Monday, December 20th—flew to Austin, Texas to spend two weeks with my son, David, and his family.  The weather wasn’t the greatest that day, and as a result of flight re-routing and several delays, I arrived at about 2:00 a.m. in the morning.  However, it was the beginning of two absolutely wonderful weeks with more family.  We spent Christmas and New Years there and managed to fit a trip in to Austin and the NASA space center.

I originally had planned to finally fly back to California on Jan 4th—just over 6 weeks from when I left.  As it ended up, I extended my time in Austin, arriving home on January 11th—SEVEN weeks later.   During that time, I was living out of a single suitcase—okay, I went with one suitcase and came home with two…but it was Christmas!  I went for a four week stretch without seeing my husband…a record long absence in our 33 ½ years of marriage.  AND, I tried to stay on my food plan and work my recovery program the entire time.
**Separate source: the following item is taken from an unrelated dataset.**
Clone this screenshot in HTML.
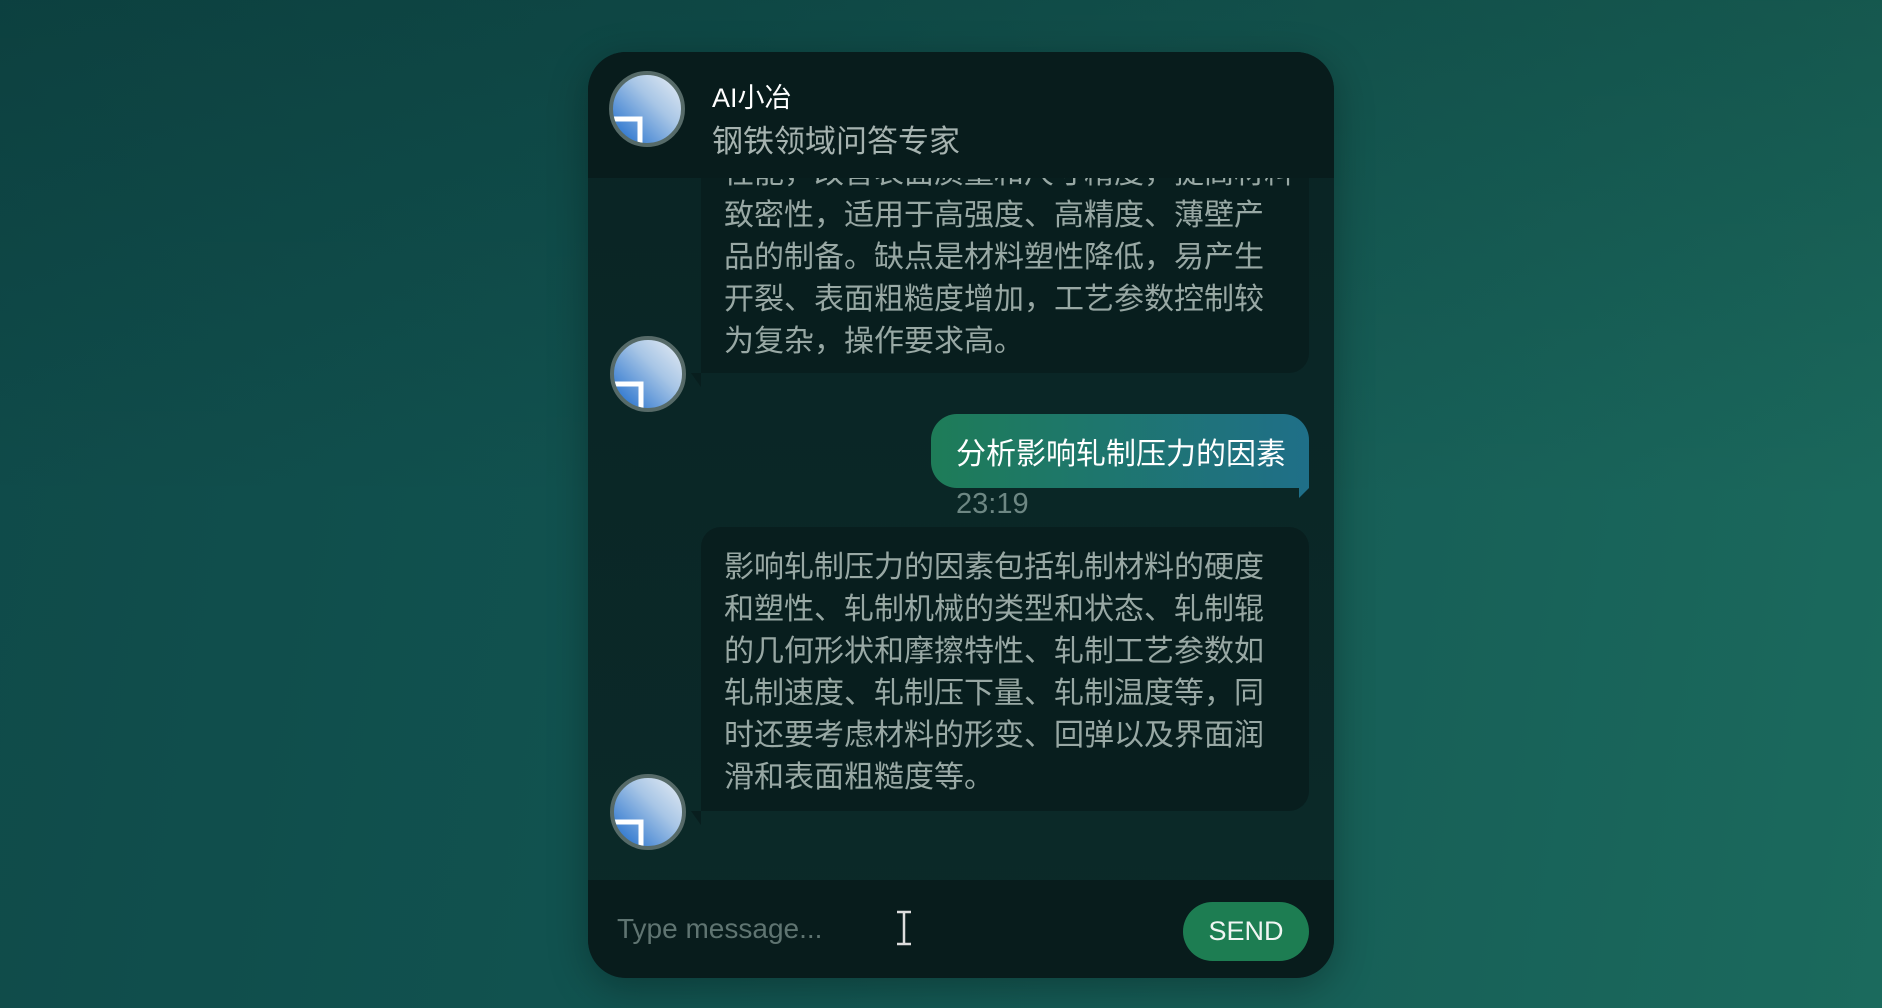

So, how did I fair?  Quite well.  Not perfectly.  But, I have to say that I exceeded my expectations by a long shot.  I came home weighing less than when I left in spite of three major food-related holidays and all the travel. [I was gone for two 1st-of-the-month-weigh-ins, so I will have an official report on weight come February 1st.]  I came home happy and grateful for the wonderful time I had to spend with loved ones.  And…I managed to counteract the normal “re-entry” craziness-depression-disorientation I usually experience when I got home from traveling by diving into my recovery program even deeper.  It was miraculous.  My notebook is filled with things I am dying to share.  So, I’ll do that as my schedule permits…one piece at a time.